## [INFORMATION PROVIDED]

_ _ _ _ _

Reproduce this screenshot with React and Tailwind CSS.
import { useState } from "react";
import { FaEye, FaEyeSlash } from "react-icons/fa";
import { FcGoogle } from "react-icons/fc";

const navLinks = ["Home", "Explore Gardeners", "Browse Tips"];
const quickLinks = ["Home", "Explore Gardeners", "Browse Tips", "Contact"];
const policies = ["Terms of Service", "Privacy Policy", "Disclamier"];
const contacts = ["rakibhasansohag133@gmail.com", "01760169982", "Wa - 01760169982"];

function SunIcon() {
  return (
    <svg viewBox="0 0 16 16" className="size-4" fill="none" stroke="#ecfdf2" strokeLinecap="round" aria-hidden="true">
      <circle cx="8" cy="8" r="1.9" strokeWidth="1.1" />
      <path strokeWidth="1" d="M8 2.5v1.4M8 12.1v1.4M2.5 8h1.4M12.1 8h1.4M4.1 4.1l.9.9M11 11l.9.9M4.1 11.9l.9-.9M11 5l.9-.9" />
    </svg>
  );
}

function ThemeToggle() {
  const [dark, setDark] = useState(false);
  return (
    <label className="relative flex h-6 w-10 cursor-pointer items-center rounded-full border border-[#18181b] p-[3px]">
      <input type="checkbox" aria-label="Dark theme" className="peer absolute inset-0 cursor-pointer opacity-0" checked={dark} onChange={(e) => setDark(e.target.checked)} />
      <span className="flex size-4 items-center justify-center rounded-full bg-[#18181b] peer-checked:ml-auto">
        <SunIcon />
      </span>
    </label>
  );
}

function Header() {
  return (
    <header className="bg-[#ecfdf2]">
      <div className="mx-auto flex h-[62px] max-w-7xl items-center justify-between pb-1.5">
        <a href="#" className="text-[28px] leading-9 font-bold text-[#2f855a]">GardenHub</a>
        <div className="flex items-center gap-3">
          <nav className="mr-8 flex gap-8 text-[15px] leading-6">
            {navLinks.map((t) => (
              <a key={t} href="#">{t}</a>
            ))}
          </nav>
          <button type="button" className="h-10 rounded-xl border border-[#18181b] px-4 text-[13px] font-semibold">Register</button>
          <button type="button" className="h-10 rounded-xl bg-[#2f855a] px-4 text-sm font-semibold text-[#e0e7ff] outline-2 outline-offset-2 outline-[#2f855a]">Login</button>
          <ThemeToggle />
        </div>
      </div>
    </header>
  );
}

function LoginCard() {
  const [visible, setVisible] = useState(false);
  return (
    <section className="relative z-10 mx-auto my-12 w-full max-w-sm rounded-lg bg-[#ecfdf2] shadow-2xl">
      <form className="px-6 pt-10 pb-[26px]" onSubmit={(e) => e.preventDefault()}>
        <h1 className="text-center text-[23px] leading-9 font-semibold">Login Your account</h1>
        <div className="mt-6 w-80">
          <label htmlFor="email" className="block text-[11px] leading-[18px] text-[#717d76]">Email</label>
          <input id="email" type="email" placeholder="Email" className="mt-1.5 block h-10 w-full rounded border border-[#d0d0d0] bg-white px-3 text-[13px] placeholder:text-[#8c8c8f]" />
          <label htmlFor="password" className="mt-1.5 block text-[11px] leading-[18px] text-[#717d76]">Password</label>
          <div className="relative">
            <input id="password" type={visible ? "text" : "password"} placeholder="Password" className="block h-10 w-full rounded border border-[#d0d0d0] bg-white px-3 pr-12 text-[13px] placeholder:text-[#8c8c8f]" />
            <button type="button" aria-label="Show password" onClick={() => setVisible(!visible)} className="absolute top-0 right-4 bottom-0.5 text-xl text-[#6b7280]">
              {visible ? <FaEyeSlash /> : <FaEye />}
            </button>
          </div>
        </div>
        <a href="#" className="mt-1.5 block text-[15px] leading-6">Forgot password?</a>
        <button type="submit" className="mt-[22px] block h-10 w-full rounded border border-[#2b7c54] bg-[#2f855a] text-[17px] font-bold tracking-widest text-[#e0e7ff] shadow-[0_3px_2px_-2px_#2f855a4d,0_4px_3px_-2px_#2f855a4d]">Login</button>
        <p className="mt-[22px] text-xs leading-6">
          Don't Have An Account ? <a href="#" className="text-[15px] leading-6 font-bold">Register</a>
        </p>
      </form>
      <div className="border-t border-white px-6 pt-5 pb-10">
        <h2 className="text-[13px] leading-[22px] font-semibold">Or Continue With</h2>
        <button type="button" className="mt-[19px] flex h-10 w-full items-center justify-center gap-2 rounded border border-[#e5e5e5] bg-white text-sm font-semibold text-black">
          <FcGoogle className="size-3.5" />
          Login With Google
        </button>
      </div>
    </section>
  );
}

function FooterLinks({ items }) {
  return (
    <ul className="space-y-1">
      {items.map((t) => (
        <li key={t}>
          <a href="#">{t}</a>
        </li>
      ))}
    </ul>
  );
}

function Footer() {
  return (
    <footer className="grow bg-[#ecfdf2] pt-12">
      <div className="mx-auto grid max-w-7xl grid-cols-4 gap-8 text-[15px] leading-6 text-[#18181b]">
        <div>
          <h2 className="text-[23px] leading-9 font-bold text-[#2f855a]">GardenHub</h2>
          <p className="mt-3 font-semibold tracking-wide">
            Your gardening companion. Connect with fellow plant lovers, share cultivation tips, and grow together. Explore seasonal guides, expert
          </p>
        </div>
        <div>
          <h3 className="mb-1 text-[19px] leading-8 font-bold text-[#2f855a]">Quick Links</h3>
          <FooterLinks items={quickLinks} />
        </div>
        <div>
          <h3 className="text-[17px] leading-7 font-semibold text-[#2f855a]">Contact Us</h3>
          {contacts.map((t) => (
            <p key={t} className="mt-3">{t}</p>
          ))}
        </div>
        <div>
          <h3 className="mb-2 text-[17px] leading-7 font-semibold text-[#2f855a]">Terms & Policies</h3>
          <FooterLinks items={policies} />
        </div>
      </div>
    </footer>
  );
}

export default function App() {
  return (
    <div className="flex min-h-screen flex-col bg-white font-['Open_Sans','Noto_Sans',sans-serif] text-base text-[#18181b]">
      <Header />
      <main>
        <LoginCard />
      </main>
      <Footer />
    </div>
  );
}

_ _ _ _ _

## [WORK TO BE COMPLETED]
Reproduce the material above, every line of it, exactly.

## [THE REPLY]
Reproduce this screenshot with React and Tailwind CSS.
import { useState } from "react";
import { FaEye, FaEyeSlash } from "react-icons/fa";
import { FcGoogle } from "react-icons/fc";

const navLinks = ["Home", "Explore Gardeners", "Browse Tips"];
const quickLinks = ["Home", "Explore Gardeners", "Browse Tips", "Contact"];
const policies = ["Terms of Service", "Privacy Policy", "Disclamier"];
const contacts = ["rakibhasansohag133@gmail.com", "01760169982", "Wa - 01760169982"];

function SunIcon() {
  return (
    <svg viewBox="0 0 16 16" className="size-4" fill="none" stroke="#ecfdf2" strokeLinecap="round" aria-hidden="true">
      <circle cx="8" cy="8" r="1.9" strokeWidth="1.1" />
      <path strokeWidth="1" d="M8 2.5v1.4M8 12.1v1.4M2.5 8h1.4M12.1 8h1.4M4.1 4.1l.9.9M11 11l.9.9M4.1 11.9l.9-.9M11 5l.9-.9" />
    </svg>
  );
}

function ThemeToggle() {
  const [dark, setDark] = useState(false);
  return (
    <label className="relative flex h-6 w-10 cursor-pointer items-center rounded-full border border-[#18181b] p-[3px]">
      <input type="checkbox" aria-label="Dark theme" className="peer absolute inset-0 cursor-pointer opacity-0" checked={dark} onChange={(e) => setDark(e.target.checked)} />
      <span className="flex size-4 items-center justify-center rounded-full bg-[#18181b] peer-checked:ml-auto">
        <SunIcon />
      </span>
    </label>
  );
}

function Header() {
  return (
    <header className="bg-[#ecfdf2]">
      <div className="mx-auto flex h-[62px] max-w-7xl items-center justify-between pb-1.5">
        <a href="#" className="text-[28px] leading-9 font-bold text-[#2f855a]">GardenHub</a>
        <div className="flex items-center gap-3">
          <nav className="mr-8 flex gap-8 text-[15px] leading-6">
            {navLinks.map((t) => (
              <a key={t} href="#">{t}</a>
            ))}
          </nav>
          <button type="button" className="h-10 rounded-xl border border-[#18181b] px-4 text-[13px] font-semibold">Register</button>
          <button type="button" className="h-10 rounded-xl bg-[#2f855a] px-4 text-sm font-semibold text-[#e0e7ff] outline-2 outline-offset-2 outline-[#2f855a]">Login</button>
          <ThemeToggle />
        </div>
      </div>
    </header>
  );
}

function LoginCard() {
  const [visible, setVisible] = useState(false);
  return (
    <section className="relative z-10 mx-auto my-12 w-full max-w-sm rounded-lg bg-[#ecfdf2] shadow-2xl">
      <form className="px-6 pt-10 pb-[26px]" onSubmit={(e) => e.preventDefault()}>
        <h1 className="text-center text-[23px] leading-9 font-semibold">Login Your account</h1>
        <div className="mt-6 w-80">
          <label htmlFor="email" className="block text-[11px] leading-[18px] text-[#717d76]">Email</label>
          <input id="email" type="email" placeholder="Email" className="mt-1.5 block h-10 w-full rounded border border-[#d0d0d0] bg-white px-3 text-[13px] placeholder:text-[#8c8c8f]" />
          <label htmlFor="password" className="mt-1.5 block text-[11px] leading-[18px] text-[#717d76]">Password</label>
          <div className="relative">
            <input id="password" type={visible ? "text" : "password"} placeholder="Password" className="block h-10 w-full rounded border border-[#d0d0d0] bg-white px-3 pr-12 text-[13px] placeholder:text-[#8c8c8f]" />
            <button type="button" aria-label="Show password" onClick={() => setVisible(!visible)} className="absolute top-0 right-4 bottom-0.5 text-xl text-[#6b7280]">
              {visible ? <FaEyeSlash /> : <FaEye />}
            </button>
          </div>
        </div>
        <a href="#" className="mt-1.5 block text-[15px] leading-6">Forgot password?</a>
        <button type="submit" className="mt-[22px] block h-10 w-full rounded border border-[#2b7c54] bg-[#2f855a] text-[17px] font-bold tracking-widest text-[#e0e7ff] shadow-[0_3px_2px_-2px_#2f855a4d,0_4px_3px_-2px_#2f855a4d]">Login</button>
        <p className="mt-[22px] text-xs leading-6">
          Don't Have An Account ? <a href="#" className="text-[15px] leading-6 font-bold">Register</a>
        </p>
      </form>
      <div className="border-t border-white px-6 pt-5 pb-10">
        <h2 className="text-[13px] leading-[22px] font-semibold">Or Continue With</h2>
        <button type="button" className="mt-[19px] flex h-10 w-full items-center justify-center gap-2 rounded border border-[#e5e5e5] bg-white text-sm font-semibold text-black">
          <FcGoogle className="size-3.5" />
          Login With Google
        </button>
      </div>
    </section>
  );
}

function FooterLinks({ items }) {
  return (
    <ul className="space-y-1">
      {items.map((t) => (
        <li key={t}>
          <a href="#">{t}</a>
        </li>
      ))}
    </ul>
  );
}

function Footer() {
  return (
    <footer className="grow bg-[#ecfdf2] pt-12">
      <div className="mx-auto grid max-w-7xl grid-cols-4 gap-8 text-[15px] leading-6 text-[#18181b]">
        <div>
          <h2 className="text-[23px] leading-9 font-bold text-[#2f855a]">GardenHub</h2>
          <p className="mt-3 font-semibold tracking-wide">
            Your gardening companion. Connect with fellow plant lovers, share cultivation tips, and grow together. Explore seasonal guides, expert
          </p>
        </div>
        <div>
          <h3 className="mb-1 text-[19px] leading-8 font-bold text-[#2f855a]">Quick Links</h3>
          <FooterLinks items={quickLinks} />
        </div>
        <div>
          <h3 className="text-[17px] leading-7 font-semibold text-[#2f855a]">Contact Us</h3>
          {contacts.map((t) => (
            <p key={t} className="mt-3">{t}</p>
          ))}
        </div>
        <div>
          <h3 className="mb-2 text-[17px] leading-7 font-semibold text-[#2f855a]">Terms & Policies</h3>
          <FooterLinks items={policies} />
        </div>
      </div>
    </footer>
  );
}

export default function App() {
  return (
    <div className="flex min-h-screen flex-col bg-white font-['Open_Sans','Noto_Sans',sans-serif] text-base text-[#18181b]">
      <Header />
      <main>
        <LoginCard />
      </main>
      <Footer />
    </div>
  );
}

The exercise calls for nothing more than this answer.